-- start of INFORMATION GIVEN --

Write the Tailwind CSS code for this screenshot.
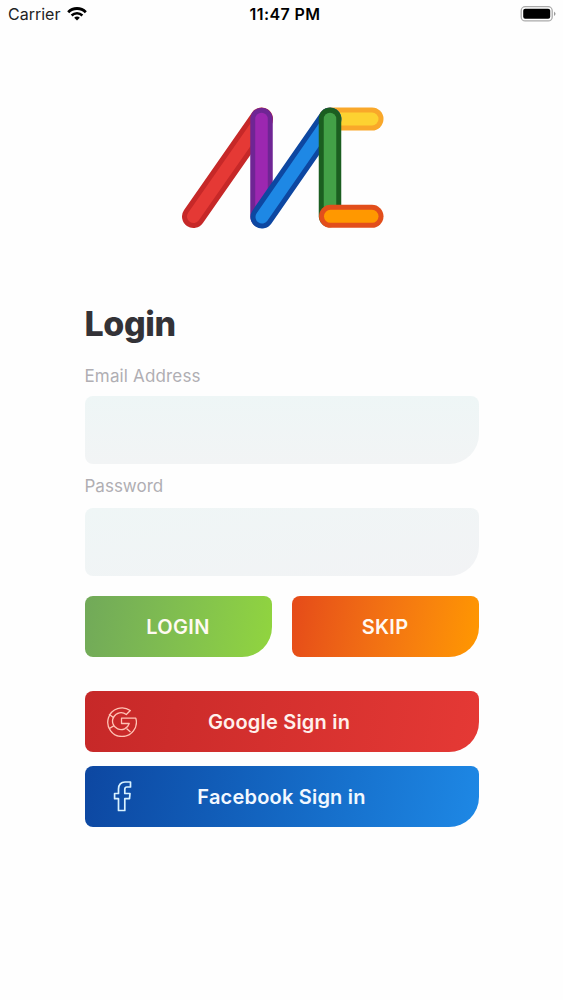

-- end of INFORMATION GIVEN --
-- start of INFORMATION GIVEN --

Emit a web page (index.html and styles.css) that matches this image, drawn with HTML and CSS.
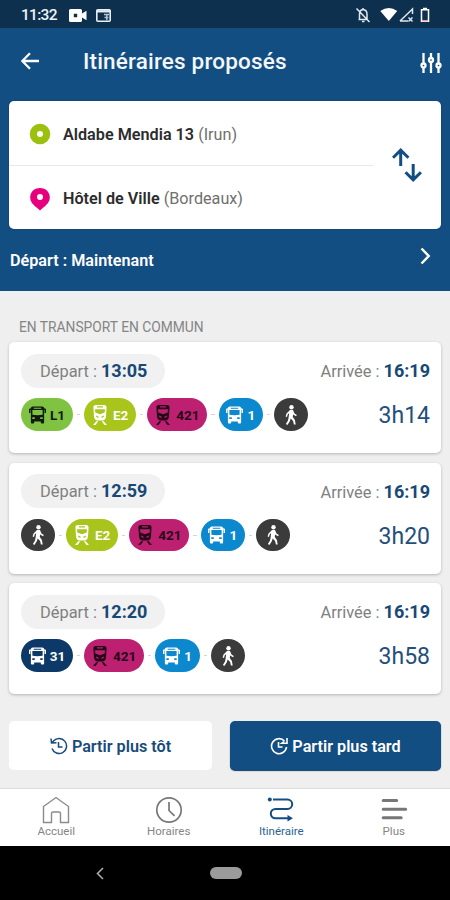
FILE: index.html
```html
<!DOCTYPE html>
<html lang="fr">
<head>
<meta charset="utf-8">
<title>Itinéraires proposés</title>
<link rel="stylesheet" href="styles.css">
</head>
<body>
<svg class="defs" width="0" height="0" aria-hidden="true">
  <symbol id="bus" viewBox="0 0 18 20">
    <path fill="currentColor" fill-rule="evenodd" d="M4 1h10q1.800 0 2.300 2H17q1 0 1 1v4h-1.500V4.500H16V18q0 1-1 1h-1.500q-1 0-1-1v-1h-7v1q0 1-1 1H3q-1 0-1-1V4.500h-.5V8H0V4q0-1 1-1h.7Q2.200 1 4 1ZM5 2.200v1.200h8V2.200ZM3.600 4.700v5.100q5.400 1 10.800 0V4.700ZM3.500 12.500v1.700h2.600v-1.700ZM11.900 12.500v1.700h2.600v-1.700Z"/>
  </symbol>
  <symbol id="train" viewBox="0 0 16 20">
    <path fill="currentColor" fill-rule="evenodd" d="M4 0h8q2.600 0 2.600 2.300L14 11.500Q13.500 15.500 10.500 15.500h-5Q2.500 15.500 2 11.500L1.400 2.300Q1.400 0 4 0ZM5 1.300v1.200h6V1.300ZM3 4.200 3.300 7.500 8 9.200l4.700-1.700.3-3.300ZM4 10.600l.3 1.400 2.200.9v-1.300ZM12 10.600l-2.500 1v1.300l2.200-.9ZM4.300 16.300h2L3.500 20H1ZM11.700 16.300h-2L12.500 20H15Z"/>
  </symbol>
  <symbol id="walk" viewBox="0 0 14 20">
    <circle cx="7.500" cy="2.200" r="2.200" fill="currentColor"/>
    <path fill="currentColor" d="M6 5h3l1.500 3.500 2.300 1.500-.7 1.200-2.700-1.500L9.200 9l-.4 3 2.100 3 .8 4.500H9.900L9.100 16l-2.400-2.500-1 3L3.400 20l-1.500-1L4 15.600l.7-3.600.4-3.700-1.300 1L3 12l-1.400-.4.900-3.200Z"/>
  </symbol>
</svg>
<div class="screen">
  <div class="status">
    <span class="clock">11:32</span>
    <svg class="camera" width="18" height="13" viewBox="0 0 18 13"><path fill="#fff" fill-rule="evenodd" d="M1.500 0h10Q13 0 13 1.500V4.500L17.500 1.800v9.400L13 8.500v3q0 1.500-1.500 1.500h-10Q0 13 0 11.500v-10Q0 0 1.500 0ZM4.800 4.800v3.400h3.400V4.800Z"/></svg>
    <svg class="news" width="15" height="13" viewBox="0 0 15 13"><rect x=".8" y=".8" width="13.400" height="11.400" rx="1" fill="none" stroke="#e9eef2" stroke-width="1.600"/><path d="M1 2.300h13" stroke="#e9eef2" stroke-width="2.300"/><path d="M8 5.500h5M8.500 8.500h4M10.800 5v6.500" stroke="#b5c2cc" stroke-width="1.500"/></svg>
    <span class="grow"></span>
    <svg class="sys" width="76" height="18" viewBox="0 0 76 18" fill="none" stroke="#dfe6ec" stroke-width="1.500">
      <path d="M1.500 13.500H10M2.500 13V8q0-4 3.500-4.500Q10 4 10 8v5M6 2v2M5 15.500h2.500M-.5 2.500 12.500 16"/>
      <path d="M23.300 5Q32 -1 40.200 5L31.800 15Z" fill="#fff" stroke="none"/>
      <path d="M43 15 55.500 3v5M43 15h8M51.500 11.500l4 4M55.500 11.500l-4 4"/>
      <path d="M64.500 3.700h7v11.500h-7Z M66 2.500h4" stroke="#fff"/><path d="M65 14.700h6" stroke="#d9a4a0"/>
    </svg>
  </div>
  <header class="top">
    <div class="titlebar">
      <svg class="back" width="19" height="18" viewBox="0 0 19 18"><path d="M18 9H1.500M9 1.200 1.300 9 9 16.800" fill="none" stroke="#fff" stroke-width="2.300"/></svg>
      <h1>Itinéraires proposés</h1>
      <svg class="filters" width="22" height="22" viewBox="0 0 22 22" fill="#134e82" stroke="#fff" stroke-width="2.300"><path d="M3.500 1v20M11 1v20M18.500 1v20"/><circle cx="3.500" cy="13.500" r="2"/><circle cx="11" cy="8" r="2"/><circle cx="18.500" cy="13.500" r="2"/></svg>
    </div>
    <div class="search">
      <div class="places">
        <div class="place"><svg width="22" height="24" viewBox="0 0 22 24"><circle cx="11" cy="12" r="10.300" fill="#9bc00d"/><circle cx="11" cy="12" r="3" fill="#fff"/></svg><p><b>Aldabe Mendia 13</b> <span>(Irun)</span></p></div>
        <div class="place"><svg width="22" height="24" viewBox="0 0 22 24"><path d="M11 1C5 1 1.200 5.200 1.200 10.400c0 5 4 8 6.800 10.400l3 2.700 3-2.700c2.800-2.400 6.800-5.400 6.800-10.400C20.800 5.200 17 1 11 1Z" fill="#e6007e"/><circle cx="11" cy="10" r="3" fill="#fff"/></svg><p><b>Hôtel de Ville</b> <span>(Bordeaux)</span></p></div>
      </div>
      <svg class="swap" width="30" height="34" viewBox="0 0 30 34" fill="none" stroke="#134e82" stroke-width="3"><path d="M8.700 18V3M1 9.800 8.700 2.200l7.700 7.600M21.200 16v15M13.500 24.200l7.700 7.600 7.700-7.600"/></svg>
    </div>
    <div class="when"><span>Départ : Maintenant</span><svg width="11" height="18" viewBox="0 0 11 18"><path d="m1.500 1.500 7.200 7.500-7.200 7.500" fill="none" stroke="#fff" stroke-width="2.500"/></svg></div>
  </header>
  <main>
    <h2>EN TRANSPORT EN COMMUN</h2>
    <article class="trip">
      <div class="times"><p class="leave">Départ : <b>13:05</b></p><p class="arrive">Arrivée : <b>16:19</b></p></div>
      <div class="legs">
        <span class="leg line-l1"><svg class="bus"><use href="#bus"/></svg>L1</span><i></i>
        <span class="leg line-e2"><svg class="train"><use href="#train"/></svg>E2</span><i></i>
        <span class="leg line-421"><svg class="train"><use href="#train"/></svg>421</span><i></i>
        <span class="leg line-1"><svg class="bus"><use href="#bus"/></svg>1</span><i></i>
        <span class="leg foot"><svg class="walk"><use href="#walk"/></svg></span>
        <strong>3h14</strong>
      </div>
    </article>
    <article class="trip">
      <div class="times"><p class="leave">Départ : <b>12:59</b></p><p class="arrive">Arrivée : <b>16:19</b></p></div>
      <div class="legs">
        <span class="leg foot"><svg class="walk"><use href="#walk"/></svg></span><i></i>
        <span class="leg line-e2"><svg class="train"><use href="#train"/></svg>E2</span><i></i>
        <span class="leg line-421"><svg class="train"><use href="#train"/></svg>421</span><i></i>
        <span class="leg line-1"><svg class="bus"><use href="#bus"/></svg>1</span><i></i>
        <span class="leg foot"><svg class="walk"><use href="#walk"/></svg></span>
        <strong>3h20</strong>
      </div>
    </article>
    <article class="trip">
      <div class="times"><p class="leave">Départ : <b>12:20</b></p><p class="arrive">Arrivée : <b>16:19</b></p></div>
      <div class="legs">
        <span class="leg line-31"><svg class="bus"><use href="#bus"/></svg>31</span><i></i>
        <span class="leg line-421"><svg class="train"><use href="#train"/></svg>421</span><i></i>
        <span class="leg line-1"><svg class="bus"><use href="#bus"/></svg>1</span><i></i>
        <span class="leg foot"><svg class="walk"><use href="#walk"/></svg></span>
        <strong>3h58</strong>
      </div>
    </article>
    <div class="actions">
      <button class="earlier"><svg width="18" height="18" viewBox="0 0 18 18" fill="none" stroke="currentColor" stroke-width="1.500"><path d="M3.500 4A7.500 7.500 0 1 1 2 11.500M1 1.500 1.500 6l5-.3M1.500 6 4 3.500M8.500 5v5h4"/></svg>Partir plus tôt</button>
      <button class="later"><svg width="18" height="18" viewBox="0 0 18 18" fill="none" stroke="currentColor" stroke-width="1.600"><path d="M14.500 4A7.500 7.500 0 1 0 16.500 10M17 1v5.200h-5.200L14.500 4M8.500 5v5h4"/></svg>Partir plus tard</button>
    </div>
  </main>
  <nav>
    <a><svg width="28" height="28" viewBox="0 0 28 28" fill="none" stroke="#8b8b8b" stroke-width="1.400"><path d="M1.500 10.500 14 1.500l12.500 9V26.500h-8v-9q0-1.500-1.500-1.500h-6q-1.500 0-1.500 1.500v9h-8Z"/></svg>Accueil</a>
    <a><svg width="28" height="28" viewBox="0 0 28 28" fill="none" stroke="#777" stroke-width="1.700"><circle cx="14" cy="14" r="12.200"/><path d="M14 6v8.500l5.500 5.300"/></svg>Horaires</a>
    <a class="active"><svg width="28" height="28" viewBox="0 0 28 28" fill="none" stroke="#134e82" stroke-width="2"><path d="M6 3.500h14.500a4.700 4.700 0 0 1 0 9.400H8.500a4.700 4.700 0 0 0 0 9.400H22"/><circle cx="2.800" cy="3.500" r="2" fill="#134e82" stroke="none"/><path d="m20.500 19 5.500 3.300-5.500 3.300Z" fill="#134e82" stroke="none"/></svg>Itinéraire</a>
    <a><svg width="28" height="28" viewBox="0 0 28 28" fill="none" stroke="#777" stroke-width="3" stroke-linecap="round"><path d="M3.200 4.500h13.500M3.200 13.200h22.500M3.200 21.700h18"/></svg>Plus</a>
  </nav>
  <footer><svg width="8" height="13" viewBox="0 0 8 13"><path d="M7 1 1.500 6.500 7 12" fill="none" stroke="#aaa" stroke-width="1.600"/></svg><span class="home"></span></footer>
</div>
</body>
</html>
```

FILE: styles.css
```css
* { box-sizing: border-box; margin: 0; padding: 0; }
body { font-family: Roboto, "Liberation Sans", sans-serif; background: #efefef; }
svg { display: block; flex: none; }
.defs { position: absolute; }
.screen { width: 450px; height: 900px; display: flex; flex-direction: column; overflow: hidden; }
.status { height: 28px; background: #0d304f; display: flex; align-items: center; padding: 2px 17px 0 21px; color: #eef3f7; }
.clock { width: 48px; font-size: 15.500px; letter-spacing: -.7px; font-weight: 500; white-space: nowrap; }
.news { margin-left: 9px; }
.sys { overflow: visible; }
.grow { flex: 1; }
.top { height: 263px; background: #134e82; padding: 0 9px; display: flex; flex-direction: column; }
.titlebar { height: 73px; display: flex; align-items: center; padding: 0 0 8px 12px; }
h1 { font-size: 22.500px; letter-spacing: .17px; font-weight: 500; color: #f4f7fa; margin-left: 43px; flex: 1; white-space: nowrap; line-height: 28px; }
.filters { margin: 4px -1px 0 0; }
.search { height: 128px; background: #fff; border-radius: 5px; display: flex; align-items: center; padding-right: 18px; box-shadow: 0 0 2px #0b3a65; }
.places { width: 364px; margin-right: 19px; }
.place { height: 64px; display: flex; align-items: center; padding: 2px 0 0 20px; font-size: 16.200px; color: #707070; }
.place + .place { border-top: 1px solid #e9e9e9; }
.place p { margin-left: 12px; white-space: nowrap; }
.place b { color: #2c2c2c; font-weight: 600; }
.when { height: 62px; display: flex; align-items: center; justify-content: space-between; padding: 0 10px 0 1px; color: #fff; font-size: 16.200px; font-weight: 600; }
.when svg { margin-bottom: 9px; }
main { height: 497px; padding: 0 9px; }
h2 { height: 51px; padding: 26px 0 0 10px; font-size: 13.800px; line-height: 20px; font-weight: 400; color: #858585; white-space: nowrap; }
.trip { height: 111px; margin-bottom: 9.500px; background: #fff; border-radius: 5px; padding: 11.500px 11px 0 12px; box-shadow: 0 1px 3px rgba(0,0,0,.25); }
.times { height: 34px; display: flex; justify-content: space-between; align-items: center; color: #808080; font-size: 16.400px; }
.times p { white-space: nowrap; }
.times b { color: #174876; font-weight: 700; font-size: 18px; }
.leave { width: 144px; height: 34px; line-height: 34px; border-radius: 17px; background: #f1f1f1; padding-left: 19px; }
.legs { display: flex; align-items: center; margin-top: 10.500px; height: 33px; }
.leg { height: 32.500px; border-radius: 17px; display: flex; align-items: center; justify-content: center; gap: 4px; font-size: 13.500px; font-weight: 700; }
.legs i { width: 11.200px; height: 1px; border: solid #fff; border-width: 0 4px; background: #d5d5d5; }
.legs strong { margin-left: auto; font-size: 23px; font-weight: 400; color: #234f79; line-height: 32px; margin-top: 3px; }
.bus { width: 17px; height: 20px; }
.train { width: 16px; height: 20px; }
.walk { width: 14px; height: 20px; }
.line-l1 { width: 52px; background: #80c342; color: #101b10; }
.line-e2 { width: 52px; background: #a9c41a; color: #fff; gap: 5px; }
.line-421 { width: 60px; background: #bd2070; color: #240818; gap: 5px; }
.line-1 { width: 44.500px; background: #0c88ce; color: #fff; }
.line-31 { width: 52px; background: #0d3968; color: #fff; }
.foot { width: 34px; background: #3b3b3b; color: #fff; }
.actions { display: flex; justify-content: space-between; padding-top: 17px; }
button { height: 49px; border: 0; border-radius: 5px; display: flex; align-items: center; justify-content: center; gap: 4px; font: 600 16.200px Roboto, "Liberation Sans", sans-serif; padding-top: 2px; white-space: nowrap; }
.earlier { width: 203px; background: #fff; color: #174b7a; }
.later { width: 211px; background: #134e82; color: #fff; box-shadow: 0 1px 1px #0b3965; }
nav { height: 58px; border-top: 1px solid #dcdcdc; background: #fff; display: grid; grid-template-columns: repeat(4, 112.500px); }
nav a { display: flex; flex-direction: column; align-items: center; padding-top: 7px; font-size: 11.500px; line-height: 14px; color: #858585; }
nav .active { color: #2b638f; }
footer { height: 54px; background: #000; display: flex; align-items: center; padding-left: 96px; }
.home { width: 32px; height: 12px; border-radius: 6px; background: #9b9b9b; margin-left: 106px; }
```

-- end of INFORMATION GIVEN --

EXERCISE OBJECTIVE –
Check every line for "index" and show the ones that have it.

REPLY –
Emit a web page (index.html and styles.css) that matches this image, drawn with HTML and CSS.
FILE: index.html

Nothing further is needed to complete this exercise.